The Philippines is eyeing to qualify for the GSP+ in the next 10-year cycle from 2014 to 2023, as the existing EU GSP cycle ends in December.

The country is a beneficiary of the EU GSP, under which 2,442 products enter Europe duty-free while 3,767 are slapped lower tariffs.

Philippine exports enjoying zero or lower duties under the EU GSP include canned tuna, canned pineapples, crude coconut oil, dried/prepared pasta, edible parts of plants, activated carbon, imitation and other articles of jewelry, garments, semiconductors, tennis balls, and mattress support for bed frames.

Last year, Euro 1.076-billion or roughly P62.8-billion worth of Philippine shipments were granted preferential treatment under the EU GSP, with chemicals, live animals and animal products, vegetables, wood and articles of wood, and jewelry among the top beneficiaries.

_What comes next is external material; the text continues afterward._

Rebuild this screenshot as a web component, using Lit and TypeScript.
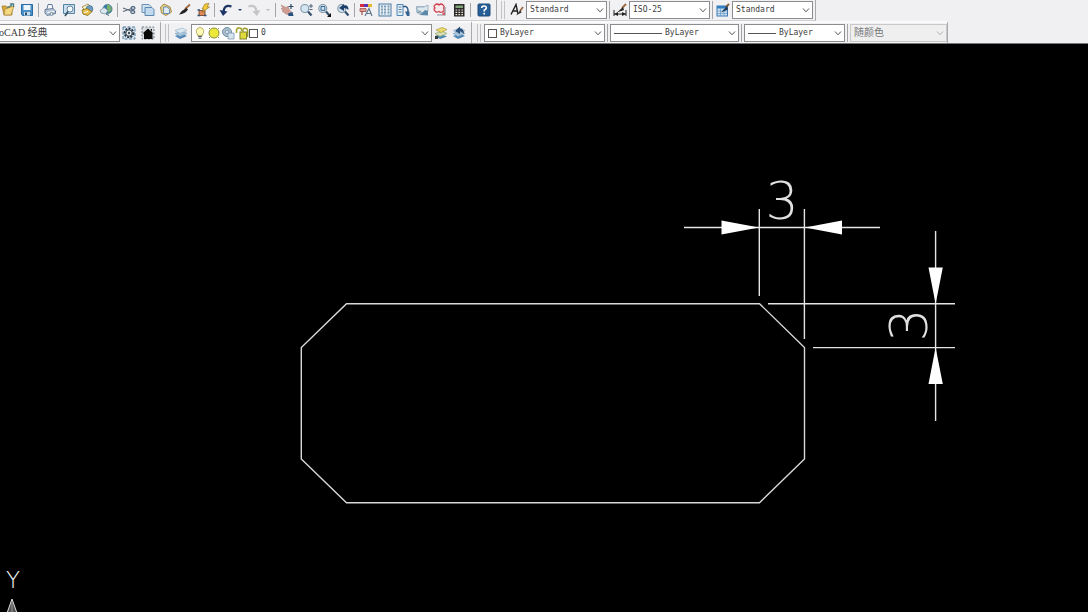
import { LitElement, html, svg, css, nothing, type SVGTemplateResult } from 'lit';
import { customElement, property } from 'lit/decorators.js';

const lens = svg`
  <path d="M9 8.5 L12.5 12.5" stroke="#34506e" stroke-width="2.2"/>
  <circle cx="5.8" cy="5.5" r="4" fill="#d3e5f1" stroke="#8297a9" stroke-width="1.1"/>`;
const sheets = svg`
  <path d="M1 10 L8 7.5 L13 10 L6 13Z" fill="#4f86b5"/>
  <path d="M1 7.5 L8 5 L13 7.5 L6 10.5Z" fill="#a9c6dd" stroke="#6d93b3" stroke-width=".5"/>
  <path d="M1 4.5 L8 2 L13 4.5 L6 7.5Z" fill="#dbe9f3" stroke="#7d9fbb" stroke-width=".5"/>`;

const icons: Record<string, SVGTemplateResult> = {
  open: svg`
    <path d="M1 3 H5 L6 4 H11 V12 H3Z" fill="#d9a93c" stroke="#9b7422" stroke-width=".7"/>
    <path d="M4 6 L13 3 L10 12 H3Z" fill="#f3d880" stroke="#a78232" stroke-width=".7"/>
    <path d="M6 5 L11 2 M9 1 H12.5 V4" stroke="#4c7f86" stroke-width="1.3"/>`,
  save: svg`
    <path d="M1.5 1.5 H12.5 V12.5 H2.5 L1.5 11.5Z" fill="#4a8fc6" stroke="#2b6ba3"/>
    <rect x="3.5" y="2" width="7" height="5" fill="#edf5fb"/>
    <path d="M4 9 H10 V12.5 H4Z" fill="#c6dceb"/><path d="M5 9.5 H7 V12 H5Z" fill="#264f72"/>`,
  print: svg`
    <path d="M4 6 L5 1.5 H9 L10 6" fill="#f7fafc" stroke="#52698d" stroke-width=".9"/>
    <path d="M2 6.5 L10 5.5 L12.5 8 V10.5 L4 12.5 L2 10Z" fill="#b7c7d8" stroke="#5a7191" stroke-width=".9"/>
    <path d="M4.5 9.5 L11 8.5" stroke="#fff"/><circle cx="8.5" cy="11" r="1.5" fill="#e9eff5" stroke="#48617f" stroke-width=".7"/>`,
  preview: svg`
    <path d="M1.5 1.5 H12.5 V10.5 H1.5Z" fill="#c9deee" stroke="#5585a5"/>
    <circle cx="8" cy="6" r="3" fill="#f3fafd" stroke="#6c8699"/>
    <path d="M6 8.5 L3 13" stroke="#354f65" stroke-width="1.7"/>`,
  publish: svg`
    <path d="M2 4 L8 1 L11 4 L5 7Z" fill="#fcf3c4" stroke="#937d37" stroke-width=".8"/>
    <circle cx="9.5" cy="6" r="3.4" fill="#6e9bc1" stroke="#446b8d" stroke-width=".7"/>
    <path d="M2 7 L7 5.5 L12 8.5 L8 12.5 L3 11Z" fill="#e3be48" stroke="#83671f" stroke-width=".8"/>
    <path d="M4 9.5 L8 8.5" stroke="#fff"/>`,
  globe: svg`
    <circle cx="8.5" cy="6" r="4.6" fill="#347fa8" stroke="#37627f" stroke-width=".6"/>
    <path d="M8 1.4 Q13 2 12.5 7 L9.5 10 L8 5Z" fill="#79b169"/>
    <path d="M1 7.5 L5 4.5 L9 7.5 L6.5 11 L2 10Z" fill="#dae6ee" stroke="#7b93a6" stroke-width=".8"/>
    <path d="M7 11 L10 12.5" stroke="#456277"/>`,
  cut: svg`
    <path d="M1 5 L9 8 M1 8.5 L10 5.5" stroke="#5f6d7c" stroke-width="1.2"/>
    <ellipse cx="11" cy="5" rx="2" ry="1.4" stroke="#3f5877" stroke-width="1.1"/>
    <ellipse cx="10.8" cy="9" rx="2" ry="1.4" stroke="#3f5877" stroke-width="1.1"/>`,
  copy: svg`
    <path d="M1 1.5 H8 L10 3.5 V9.5 H1Z" fill="#cfe1f1" stroke="#6791b8"/>
    <path d="M4 4.5 H11 L13 6.5 V12.5 H4Z" fill="#c0d9ed" stroke="#5c88b0"/>`,
  paste: svg`
    <path d="M1.5 4 L5 1 L11 4 L12.5 9 L7 12.5 L2.5 10Z" fill="#e8cf8a" stroke="#a58a4b"/>
    <path d="M4.5 4 H8.5 L10.5 6.5 V10.5 H4.5Z" fill="#dceaf5" stroke="#5f86a9" stroke-width=".9"/>`,
  match: svg`
    <path d="M13 1.5 L8 6" stroke="#a06c42" stroke-width="1.8"/>
    <path d="M9.5 5 Q5 7 2 11.5 Q8 11 11 6.5Z" fill="#222"/>`,
  blockedit: svg`
    <path d="M3 7.5 H9 V12.5 H3Z" fill="#e08a5b" stroke="#61391f" stroke-width=".8"/>
    <path d="M9 1 L13 .5 L11 4 L13.5 4 L6 9.5 L8 6 L6 6Z" fill="#f5cd38" stroke="#8c681f" stroke-width=".6"/>
    <path d="M1.5 7 H4 M1.5 12.5 H4 M8 12.5 H10.5" stroke="#2f5276" stroke-width="1.5"/>`,
  undo: svg`<path d="M12.5 3.5 Q5 1 4.5 9" stroke="#1d3566" stroke-width="2.3"/><path d="M.5 7 L8.5 8.5 L4 13Z" fill="#1d3566"/>`,
  redo: svg`<path d="M1.5 3.5 Q9 1 9.5 9" stroke="#c3c5c8" stroke-width="2.3"/><path d="M13.5 7 L5.5 8.5 L10 13Z" fill="#c3c5c8"/>`,
  pan: svg`
    <path d="M1 2 L6 4.5 L8 3.5 L9.5 7 L12 9.5 L10 12 L6 11 L2 8 L3.5 7.5 L1 5.5 L3 5Z" fill="#cf9c93" stroke="#b07d75" stroke-width=".6"/>
    <path d="M8 10.5 L12.5 9 L13.5 13 H8.5Z" fill="#28507e"/><path d="M11 1 V6 M8.5 3.5 H13.5" stroke="#2d4a66" stroke-width="1.2"/>`,
  zoom: svg`${lens}<path d="M12 1 V5 M10 3 H14 M10.5 6.5 H13.5" stroke="#4d6579"/>`,
  zoomwin: svg`${lens}<path d="M4 3.5 H7.8 V7.3 H4Z" stroke="#2f628c"/><path d="M14 10 V14 H10Z" fill="#111"/>`,
  zoomprev: svg`${lens}<path d="M3 5 L8 1 V2.5 Q12.5 1.5 12.5 7 Q10.5 4.8 8 5.3 V8Z" fill="#1c3f6b"/>`,
  properties: svg`
    <rect x="1" y="1" width="4" height="3" fill="#d42c45"/><rect x="5" y="1" width="4" height="3" fill="#5a32b4"/><rect x="9" y="1" width="4" height="3" fill="#e7b92c"/>
    <path d="M1 5.5 H7 V8.5 H1Z" fill="#d99d98" stroke="#a24e48" stroke-width=".8"/><path d="M3 8 V12" stroke="#a24e48" stroke-width="1.2"/>
    <path d="M6 13 L10 5.5 L13 13 M7.5 10.5 H12" stroke="#60788f" stroke-width="1.2"/>`,
  center: svg`
    <rect x="1" y="1" width="12" height="12" fill="#e7eff4" stroke="#4c7da3"/>
    <path d="M4 2.5 V12 M7 2.5 V12 M10.5 2.5 V12" stroke="#6f95b1" stroke-width="1.8" stroke-dasharray="2 1"/>`,
  palettes: svg`
    <path d="M1 1.5 H7 V12.5 H1Z" fill="#e2edf6" stroke="#4c86ba"/>
    <path d="M2.5 4 H5.5 M2.5 6.5 H5.5 M2.5 9 H5.5" stroke="#6084a0"/>
    <path d="M7 3.5 H10 Q12.5 5 12 9" stroke="#2e5884" stroke-width="1.4"/><path d="M9 8.5 H13.5 V13 H11Z" fill="#34618d"/>`,
  sheetset: svg`
    <path d="M1 3 H9 L13 6 V12 H5 L1 9Z" fill="#a9bfce"/>
    <path d="M2 4 H9 L13 2 V8 L8 10 L2 7Z" fill="#dce7ee" stroke="#8fa5b6" stroke-width=".8"/>
    <path d="M5 12 L10 7 L13 8 V12.5Z" fill="#5c89aa"/><path d="M2 10 L6 8" stroke="#7f97a8"/>`,
  markup: svg`
    <path d="M2 2 Q4 0 6 2 Q8 0 10 2 Q12 3 10.5 5 Q12 7 10 8.5 Q8 10 6 8.5 Q3 10 2 8 Q0 6 2 5 Q0 3 2 2Z" fill="#fbe8ea" stroke="#cb3947" stroke-width="1.2"/>
    <path d="M12 4 V12 H4" stroke="#8e8f9a" stroke-width="1.2"/><path d="M9.5 9.5 H12 V12 H9.5Z" fill="#d15561"/>`,
  calc: svg`
    <rect x="2" y="1" width="10.5" height="12.5" fill="#282828"/><rect x="3.5" y="2.5" width="7.5" height="2.5" fill="#7fa276"/>
    <path d="M3.5 7 H11 M3.5 9.3 H11 M3.5 11.6 H11" stroke="#e9e0cf" stroke-width="1.2" stroke-dasharray="1.7 1.2"/>`,
  help: svg`
    <rect x="1" y="1" width="12" height="12" rx="1" fill="#265f97" stroke="#1c4a78"/>
    <path d="M4.7 5 Q4.7 3 7 3 Q9.5 3 9.3 5 Q9 6.3 7.2 7.2 V8.5 M7.2 9.8 V11.4" stroke="#fff" stroke-width="1.6"/>`,
  textstyle: svg`
    <path d="M1 11.5 L6 1.5 L8 11 M3 8 H7.5" stroke="#222" stroke-width="1.4"/>
    <path d="M13 4 L10 8" stroke="#9a6840" stroke-width="1.7"/><path d="M10.5 7 L6 12.5 L11.5 9.5Z" fill="#333"/>`,
  dimstyle: svg`
    <path d="M1 7 V13 M13 7 V13 M1 11 H13" stroke="#222"/><path d="M1 11 L5 9 V13Z M13 11 L9 9 V13Z" fill="#222"/>
    <path d="M13 1 L9 5" stroke="#9a6840" stroke-width="1.8"/><path d="M10 4 L4 9.5 L11 7Z" fill="#222"/>`,
  tablestyle: svg`
    <rect x="1" y="3" width="10.5" height="10" fill="#cfe1f1" stroke="#3b78b3"/><rect x="1" y="3" width="10.5" height="2.5" fill="#337fc4"/>
    <path d="M4.5 5 V13 M8 5 V13 M1 8 H11 M1 10.5 H11" stroke="#6ba0ce" stroke-width=".8"/>
    <path d="M13 1 L10 4" stroke="#8a5a32" stroke-width="1.8"/><path d="M11 3 L5 9.5 L12 6.5Z" fill="#263c55"/>`,
  gear: svg`
    <rect x="1" y="1" width="12" height="12" fill="#cfdde8" stroke="#4e7fa4" stroke-dasharray="3 1.5"/>
    <circle cx="7" cy="7" r="4.3" stroke="#24313d" stroke-width="2" stroke-dasharray="2 1.2"/>
    <circle cx="7" cy="7" r="3.2" fill="#e8edf0" stroke="#2d3b47"/><circle cx="7" cy="7" r="1.2" fill="#3d4b57"/>`,
  home: svg`
    <rect x="1" y="1" width="12" height="12" fill="#d9dee2" stroke="#73818b" stroke-dasharray="2 1.5"/>
    <path d="M1.5 7.5 L7 2.5 L12.5 7.5 H11.5 V13 H3 V7.5Z" fill="#090909"/><path d="M9.5 3 H11 V6" fill="#090909"/>`,
  layers: sheets,
  layerprev: svg`${sheets}<path d="M3 5 L8 .5 V2.5 Q12 2.5 12 8 Q9.5 5 8 5.5 V8Z" fill="#2b4f7c"/>`,
  layercur: svg`
    <path d="M1 10 L7 8 L13 10.5 L6 13Z" fill="#4f86b5"/><path d="M1 7.5 L8 5 L13 7.5 L6 10.5Z" fill="#d5dfb4" stroke="#8a9c62" stroke-width=".6"/>
    <path d="M2 4 L8 1.5 L13 3.5 L7 6.5Z" fill="#eddc6c" stroke="#a18c2d" stroke-width=".6"/><path d="M1 10 H4 V13 H1Z" fill="#3c3c3c"/>`,
  bulb: svg`
    <path d="M4.5 9.5 Q4.5 8 3.5 6.8 Q2.5 2 7 1.5 Q11.5 2 10.5 6.8 Q9.5 8 9.5 9.5Z" fill="#fdf7b8" stroke="#b8a658" stroke-width=".9"/>
    <path d="M5 10.5 H9 M5.5 12.2 H8.5" stroke="#596a78" stroke-width="1.2"/>`,
  sun: svg`<circle cx="7" cy="7" r="5" fill="#ece93a" stroke="#8f9038"/><path d="M2 2 L3 3 M12 2 L11 3 M2 12 L3 11 M12 12 L11 11" stroke="#8b8d50"/>`,
  freeze: svg`
    <circle cx="6" cy="6" r="4.5" fill="#a9c0d0" stroke="#728da0"/><circle cx="6" cy="6" r="1.8" fill="#d9e4ec" stroke="#6f8799" stroke-width=".7"/>
    <path d="M7 7 H13 V13 H7Z" fill="#d6e5ee" stroke="#7c9ab1" stroke-width=".8"/>`,
  lock: svg`
    <path d="M1.5 7 V4 Q2 1.5 4.5 2 Q7 2 6.5 5" stroke="#a3a42c" stroke-width="1.6"/>
    <rect x="5" y="6" width="6.5" height="7" fill="#e0dc3e" stroke="#84852a"/><path d="M8 6 V3.5 Q9 1.5 11 2.5 Q13 3 12.7 6 V11" stroke="#9c9d28" stroke-width="1.4"/>`,
};

const icon = (name: string) =>
  html`<svg class="icon" viewBox="0 0 14 14" fill="none" aria-hidden="true">${icons[name]}</svg>`;

const shared = css`
  .icon {
    display: block;
    width: 14px;
    height: 14px;
    flex: none;
  }
`;

/** Drop-down box with optional artwork ahead of the selected value. */
@customElement('cad-combo')
class CadCombo extends LitElement {
  @property() label = '';
  @property() value = '';
  @property() lead = '';
  @property({ type: Boolean }) disabled = false;

  static styles = [
    shared,
    css`
      :host {
        display: block;
        height: 18px;
        box-sizing: border-box;
        background: #fff;
        border: 1px solid #8c8c8e;
      }
      :host([disabled]) {
        background: #efeff0;
        border-color: #c9c9cb;
      }
      .box {
        display: grid;
        grid-template-columns: auto 1fr;
        height: 100%;
      }
      .lead,
      select,
      .chevron {
        grid-row: 1;
        align-self: center;
      }
      .lead {
        grid-column: 1;
        display: flex;
        align-items: center;
        padding-left: 3px;
        pointer-events: none;
      }
      .lead.layer {
        padding-left: 1px;
      }
      .lead.layer .icon {
        width: 14px;
      }
      .line {
        width: 48px;
        border-top: 1px solid #555;
      }
      .line.short {
        width: 28px;
      }
      .swatch {
        width: 7px;
        height: 7px;
        border: 1px solid #555;
        background: #fff;
      }
      select {
        grid-column: 2;
        min-width: 0;
        width: 100%;
        height: 16px;
        appearance: none;
        border: 0;
        border-radius: 0;
        padding: 0 14px 0 3px;
        background: none;
        color: #3c3c3c;
        font: 8px/16px 'DejaVu Sans Mono', 'Noto Sans CJK SC', monospace;
      }
      select:lang(zh) {
        font-size: 10px;
        font-family: 'Liberation Serif', 'Noto Sans CJK SC', serif;
      }
      select:disabled {
        color: #777;
        opacity: 1;
      }
      .chevron {
        grid-column: 2;
        justify-self: end;
        width: 8px;
        height: 5px;
        margin-right: 2px;
        pointer-events: none;
        stroke: #555;
      }
      :host([disabled]) .chevron {
        stroke: #b5b5b5;
      }
    `,
  ];

  private renderLead() {
    switch (this.lead) {
      case 'line':
        return html`<span class="lead"><span class="line"></span></span>`;
      case 'short':
        return html`<span class="lead"><span class="line short"></span></span>`;
      case 'swatch':
        return html`<span class="lead"><span class="swatch"></span></span>`;
      case 'layer':
        return html`<span class="lead layer">
          ${['bulb', 'sun', 'freeze', 'lock'].map(icon)}<span class="swatch"></span>
        </span>`;
      default:
        return nothing;
    }
  }

  render() {
    const chinese = /[\u4e00-\u9fff]/.test(this.value);
    return html`<div class="box">
      ${this.renderLead()}
      <select lang=${chinese ? 'zh' : 'en'} aria-label=${this.label} ?disabled=${this.disabled}>
        <option>${this.value}</option>
      </select>
      <svg class="chevron" viewBox="0 0 8 5" fill="none" aria-hidden="true"><path d="M1 .5 L4 3.8 L7 .5" /></svg>
    </div>`;
  }
}

type Tool = [name: string, label: string];

@customElement('app-root')
class AppRoot extends LitElement {
  static styles = [
    shared,
    css`
      :host {
        display: flex;
        flex-direction: column;
        height: 100vh;
        background: #000;
        overflow: hidden;
      }
      .bars {
        background: #f0eff1;
        border-bottom: 1px solid #77777a;
        overflow: hidden;
      }
      .row {
        display: flex;
        height: 21px;
      }
      .row.second {
        height: 22px;
      }
      .bar {
        display: flex;
        align-items: center;
        flex: none;
        box-sizing: border-box;
        border-right: 1px solid #a9a9ab;
        border-bottom: 1px solid #d0d0d2;
        background: #f1f0f2;
      }
      .second .bar {
        border-bottom: 0;
        border-top: 2px solid #fafafa;
      }
      .grip {
        width: 2px;
        height: 18px;
        margin: 0 3px 0 4px;
        border: solid #c2c2c4;
        border-width: 0 1px;
      }
      .group {
        display: flex;
      }
      .pair {
        width: 37px;
      }
      .four {
        width: 74px;
      }
      .five {
        width: 92px;
      }
      .six {
        width: 111px;
      }
      .tool {
        flex: 1;
        min-width: 18px;
        height: 18px;
        display: flex;
        align-items: center;
        justify-content: center;
        padding: 0;
        border: 0;
        background: none;
      }
      .more {
        width: 10px;
        padding: 0;
        border: 0;
        background: none;
        display: flex;
        align-items: center;
        justify-content: center;
      }
      .more::before {
        content: '';
        border: 2px solid transparent;
        border-top-color: #2c4266;
        border-bottom: 0;
      }
      .more:disabled::before {
        border-top-color: #bbb;
      }
      .sep {
        width: 1px;
        height: 14px;
        margin: 0 2px;
        background: #a5a5a7;
      }
      .standard {
        width: 499px;
        padding-left: 1px;
        margin-left: -2px;
      }
      .standard .sep:last-of-type {
        margin-right: 1px;
      }
      .styles {
        width: 319px;
      }
      .styles .tool,
      .layers .tool {
        flex: none;
      }
      .styles cad-combo {
        width: 81px;
      }
      .styles .sep {
        height: 18px;
        margin: 0 1px 0 2px;
      }
      .workspace {
        width: 161px;
      }
      .workspace cad-combo {
        flex: none;
        width: 140px;
        margin-left: -20px;
      }
      .layers {
        width: 311px;
      }
      .layers cad-combo {
        width: 241px;
        margin-left: 1px;
      }
      .props {
        width: 476px;
      }
      .props .grip {
        margin-left: 5px;
      }
      .props .sep {
        height: 18px;
      }
      .c1 {
        width: 121px;
      }
      .c2 {
        width: 129px;
      }
      .c3 {
        width: 101px;
      }
      .c4 {
        width: 97px;
      }
      .canvas {
        flex: 1;
        width: 100%;
        min-height: 0;
        display: block;
      }
      .outline {
        stroke: #d8d8d8;
        stroke-width: 1.4;
      }
      .dim {
        stroke: #e4e4e4;
        stroke-width: 1.4;
      }
      .figure {
        font: 200 52px 'DejaVu Sans', 'DejaVu Sans Light', sans-serif;
        fill: #e0e0e0;
        text-anchor: middle;
      }
      .axis {
        font: 200 23px 'DejaVu Sans', 'DejaVu Sans Light', sans-serif;
        fill: #f4f4f4;
        text-anchor: middle;
      }
    `,
  ];

  private tool([name, label]: Tool) {
    return html`<button class="tool" aria-label=${label} title=${label}>${icon(name)}</button>`;
  }

  private group(size: string, tools: Tool[]) {
    return html`<div class="group ${size}">${tools.map((t) => this.tool(t))}</div>`;
  }

  render() {
    const sep = html`<span class="sep"></span>`;
    const grip = html`<span class="grip"></span>`;
    return html`
      <header class="bars">
        <div class="row">
          <div class="bar standard">
            ${this.group('pair', [['open', '打开'], ['save', '保存']])}${sep}
            ${this.group('four', [['print', '打印'], ['preview', '打印预览'], ['publish', '发布'], ['globe', '三维打印']])}${sep}
            ${this.group('five', [['cut', '剪切'], ['copy', '复制'], ['paste', '粘贴'], ['match', '特性匹配'], ['blockedit', '块编辑器']])}${sep}
            <div class="group">
              ${this.tool(['undo', '放弃'])}<button class="more" aria-label="放弃列表"></button>
              ${this.tool(['redo', '重做'])}<button class="more" aria-label="重做列表" disabled></button>
            </div>
            ${sep}
            ${this.group('four', [['pan', '平移'], ['zoom', '实时缩放'], ['zoomwin', '窗口缩放'], ['zoomprev', '缩放上一个']])}${sep}
            ${this.group('six', [['properties', '特性'], ['center', '设计中心'], ['palettes', '工具选项板'], ['sheetset', '图纸集'], ['markup', '标记集'], ['calc', '快速计算器']])}${sep}
            ${this.tool(['help', '帮助'])}
          </div>
          <div class="bar styles">
            ${grip}${this.tool(['textstyle', '文字样式'])}
            <cad-combo label="文字样式" value="Standard"></cad-combo>${sep}
            ${this.tool(['dimstyle', '标注样式'])}
            <cad-combo label="标注样式" value="ISO-25"></cad-combo>${sep}
            ${this.tool(['tablestyle', '表格样式'])}
            <cad-combo label="表格样式" value="Standard"></cad-combo>
          </div>
        </div>
        <div class="row second">
          <div class="bar workspace">
            <cad-combo label="工作空间" value="AutoCAD 经典"></cad-combo>
            ${this.group('pair', [['gear', '工作空间设置'], ['home', '我的工作空间']])}
          </div>
          <div class="bar layers">
            ${grip}${this.tool(['layers', '图层特性'])}
            <cad-combo label="图层" lead="layer" value="0"></cad-combo>
            ${this.tool(['layercur', '置为当前'])}${this.tool(['layerprev', '上一个图层'])}
          </div>
          <div class="bar props">
            ${grip}
            <cad-combo class="c1" label="颜色" lead="swatch" value="ByLayer"></cad-combo>${sep}
            <cad-combo class="c2" label="线型" lead="line" value="ByLayer"></cad-combo>${sep}
            <cad-combo class="c3" label="线宽" lead="short" value="ByLayer"></cad-combo>${sep}
            <cad-combo class="c4" label="打印样式" value="随颜色" disabled></cad-combo>
          </div>
        </div>
      </header>
      <svg class="canvas" viewBox="0 44 1088 568" preserveAspectRatio="xMinYMin slice" fill="none">
        <path class="outline" d="M346.5 303.7 H759.5 L804.5 347.5 V459 L759.5 502.7 H346.5 L301.3 459 V347.5Z" />
        <path class="dim" d="M684 227.5 H880 M759.3 209 V296 M804.4 209 V339" />
        <path class="dim" d="M935.6 231 V421 M768 303.7 H955 M813 347.6 H955" />
        <path fill="#fff" d="M759 227.5 L721.5 220.5 V234.5Z M805 227.5 L842 220.5 V234.5Z" />
        <path fill="#fff" d="M935.6 304 L928.5 267.5 H942.8Z M935.6 347.5 L928.5 384 H942.8Z" />
        <text class="figure" x="782" y="219">3</text>
        <text class="figure" transform="translate(927 325) rotate(-90)">3</text>
        <text class="axis" x="13" y="588">Y</text>
        <path d="M12 599 L6 616 H18Z" fill="#555" stroke="#ddd" />
        <path d="M12 602 V612" stroke="#999" />
      </svg>
    `;
  }
}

If the country qualifies for GSP+, 6,274 products would be slapped zero tariff, allowing Philippine exports to the EU to grow by 12 percent alongside the creation of 270,000 new jobs, the DTI said.

Trade Undersecretary Adrian S. Cristobal Jr. said the DTI is already briefing exporters on the requirements and processes for the EU GSP+.

Cristobal said the garments and tuna sectors would most benefit from the trade scheme, so the DTI has already committed to assist these industries on non-tariff measures and rules of origin concerns under the EU GSP+.

The GSP+ would generate an additional 40,000 jobs in the garments sector within the first eight months, while the volume of canned tuna exports to the EU would rise 64 percent alongside jacking up the workforce by 70 percent, the DTI said.

Cristobal said the benefits of the EU GSP+ to the garments and tuna industries would redound to the whole manufacturing sector.

“The sustainability of the tuna and garments sectors will contribute significantly to the revival of the country’s manufacturing industry since these sectors account for more than 50 percent of the country’s industry labor force,” he said.